The overall goal of therapy is to obtain as normal daily blood sugar values as possible throughout a 24 hour period, avoid large babies and difficult deliveries, to minimize risks of diabetes to the mother and baby; thus, optimizing your chances of a normal outcome for the pregnancy. 

Recommended Antenatal (Pre-Delivery) Testing

Pregnancies which are complicated by diabetes in any form are at greater risk and fetal monitoring of growth and well being is often indicated. This will be individualized for each patient in terms of the type and frequency of testing. This may include more frequent ultrasounds for fetal weight, growth and amniotic fluid volume, biophysical profile testing, non-stress testing and in some cases assessment of umbilical blood flow velocity (Doppler studies). These tests are done to assess the health and well being of the baby and are done on a weekly or twice weekly basis.

Recommendations for Delivery

Most pregnancies complicated with gestational diabetes will end with a normal vaginal delivery at term. Issues related to induction of labor, c-section for delivery and amniocentesis for fetal lung maturity testing need to be made on an individual basis by your doctors and will vary with each patient.

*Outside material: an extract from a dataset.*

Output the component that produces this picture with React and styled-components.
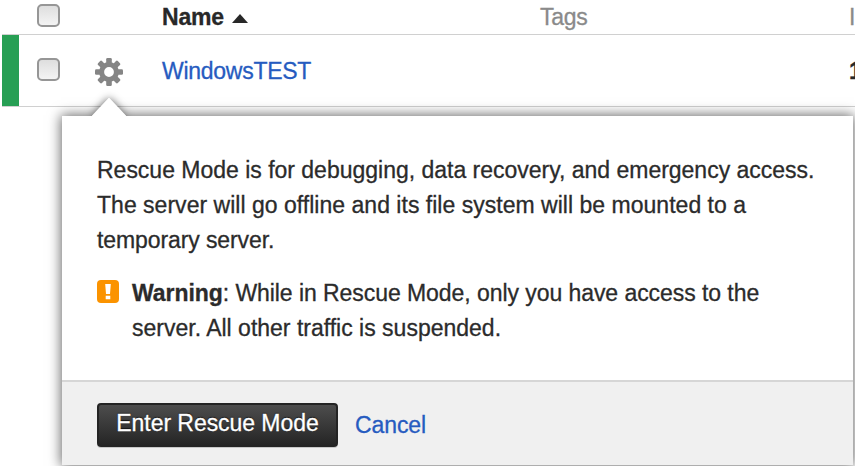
import React from "react";
import styled, { createGlobalStyle } from "styled-components";

const GlobalStyle = createGlobalStyle`
  * { box-sizing: border-box; }
  body {
    margin: 0;
    overflow: hidden;
    background: #fff;
    color: #2b2b2b;
    font: 23px/35.2px "Liberation Sans", Arial, sans-serif;
    -webkit-text-stroke: 0.3px currentColor;
  }
`;

const Page = styled.main`
  position: relative;
  width: 855px;
  height: 466px;
  overflow: hidden;
`;

const Row = styled.div`
  display: grid;
  grid-template-columns: 17px 18px 23px 36px 29px 37px 378px 309px 6px;
  align-items: center;
  width: 853px;
  margin-left: 2px;
  height: ${(p) => p.$height}px;
  border-bottom: 1px solid #d0d0d0;
  white-space: nowrap;
`;

const Status = styled.div`
  grid-column: 1;
  align-self: stretch;
  background: #279f54;
`;

const Checkbox = styled.input.attrs({ type: "checkbox" })`
  appearance: none;
  grid-column: 3;
  width: 23px;
  height: 23px;
  margin: 0;
  margin-top: ${(p) => p.$shift}px;
  border: 2px solid #969696;
  border-radius: 5px;
  background: linear-gradient(#dedede, #f4f4f4);
`;

const Gear = styled.svg`
  grid-column: 5;
  width: 28px;
  height: 28px;
  margin: 3px 0 0 -1px;
`;

const Cell = styled.div`
  grid-column: ${(p) => p.$column};
  color: ${(p) => p.$color};
  font-weight: ${(p) => (p.$bold ? 700 : 400)};
  letter-spacing: ${(p) => p.$track || 0}px;
  line-height: 26px;
`;

const NameHeading = styled(Cell)`
  display: flex;
  align-items: center;
  gap: 8px;
`;

const SortArrow = styled.svg`
  width: 16px;
  height: 9px;
  margin-top: 3px;
`;

const Popover = styled.section`
  position: absolute;
  left: 62px;
  top: 116px;
  width: 791px;
  height: 349px;
  display: flex;
  flex-direction: column;
  background: #fff;
  box-shadow: 0 0 12px 1px rgba(0, 0, 0, 0.6);
`;

const Pointer = styled.svg`
  position: absolute;
  left: 27px;
  top: -20px;
  width: 40px;
  height: 21px;
  overflow: visible;
`;

const Body = styled.div`
  height: 264px;
  padding: 37px 35px 0;
`;

const Line = styled.span`
  display: block;
  width: max-content;
  white-space: nowrap;
  letter-spacing: ${(p) => p.$track || 0}px;
`;

const Paragraph = styled.p`
  margin: 0;
`;

const Warning = styled.div`
  display: flex;
  gap: 13px;
  margin-top: 17px;
`;

const WarningIcon = styled.svg`
  width: 22px;
  height: 23px;
  margin-top: 4px;
  flex: none;
`;

const Footer = styled.footer`
  display: flex;
  align-items: flex-start;
  flex: 1;
  gap: 17px;
  padding: 21px 35px 0;
  border-top: 2px solid #d6d6d6;
  background: #f0f0f0;
`;

const PrimaryButton = styled.button`
  width: 241px;
  height: 44px;
  padding: 0 0 5px;
  border: 2px solid #242424;
  border-radius: 4px;
  background: linear-gradient(#4d4d4d, #252525);
  box-shadow: 0 1px 0 #c8c8c8;
  color: #fff;
  font: inherit;
  line-height: 30px;
  letter-spacing: -0.05px;
  white-space: nowrap;
  text-shadow: 0 -1px 1px #111;
`;

const Cancel = styled.span`
  color: #265bc0;
  line-height: 44px;
  letter-spacing: -0.1px;
`;

const TEETH = [0, 45, 90, 135, 180, 225, 270, 315];

export default function App() {
  return (
    <>
      <GlobalStyle />
      <Page>
        <Row $height={35}>
          <Checkbox aria-label="Select all" $shift={-3} />
          <NameHeading $column={7} $color="#282828" $track={-0.2} $bold>
            Name
            <SortArrow viewBox="0 0 16 9">
              <path d="M0 9 8 0l8 9z" fill="#282828" />
            </SortArrow>
          </NameHeading>
          <Cell $column={8} $color="#8a8a8a" $track={-0.3}>Tags</Cell>
          <Cell $column={9} $color="#8a8a8a">I</Cell>
        </Row>
        <Row $height={72}>
          <Status />
          <Checkbox aria-label="Select WindowsTEST" $shift={-2} />
          <Gear viewBox="-14 -14 28 28">
            <g fill="#858585">
              {TEETH.map((angle) => (
                <rect key={angle} x="-2.8" y="-14" width="5.6" height="7" rx="1.3" transform={`rotate(${angle})`} />
              ))}
            </g>
            <circle r="7.4" fill="none" stroke="#858585" strokeWidth="5" />
          </Gear>
          <Cell $column={7} $color="#265bc0" $track={-0.27}>WindowsTEST</Cell>
          <Cell $column={9} $color="#282828" $bold>1</Cell>
        </Row>
        <Popover>
          <Pointer viewBox="0 0 40 21">
            <defs>
              <filter id="pointer-shadow" x="-50%" y="-70%" width="200%" height="200%">
                <feDropShadow dx="0" dy="0" stdDeviation="4" floodOpacity=".65" />
              </filter>
              <clipPath id="pointer-clip"><path d="M-20-20h80v40h-80z" /></clipPath>
            </defs>
            <g clipPath="url(#pointer-clip)">
              <path d="M2 21 20 2l18 19z" fill="#fff" filter="url(#pointer-shadow)" />
            </g>
            <path d="M2 21 20 2l18 19z" fill="#fff" />
          </Pointer>
          <Body>
            <Paragraph>
              <Line $track={-0.01}>Rescue Mode is for debugging, data recovery, and emergency access.</Line>
              <Line $track={0.02}>The server will go offline and its file system will be mounted to a</Line>
              <Line $track={-0.1}>temporary server.</Line>
            </Paragraph>
            <Warning>
              <WarningIcon viewBox="0 0 22 23">
                <rect width="22" height="23" rx="4" fill="#fb9300" />
                <path d="M8.2 4h5.6l-.8 10H9zM8.7 15.8h4.6v3.4H8.7z" fill="#fff" />
              </WarningIcon>
              <Paragraph>
                <Line $track={-0.06}><b>Warning</b>: While in Rescue Mode, only you have access to the</Line>
                <Line>server. All other traffic is suspended.</Line>
              </Paragraph>
            </Warning>
          </Body>
          <Footer>
            <PrimaryButton>Enter Rescue Mode</PrimaryButton>
            <Cancel>Cancel</Cancel>
          </Footer>
        </Popover>
      </Page>
    </>
  );
}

In summary, pregnancies complicated by gestational diabetes require more care to achieve a good outcome. This is one of the most common pregnancy related medical problems we at the Adventist Maternal Fetal Medicine Center will deal with. Physicians at the MFMC have extensive knowledge and expertise in evaluating and managing these patients and will work closely with you private OB/GYN to achieve a good outcome to the pregnancy.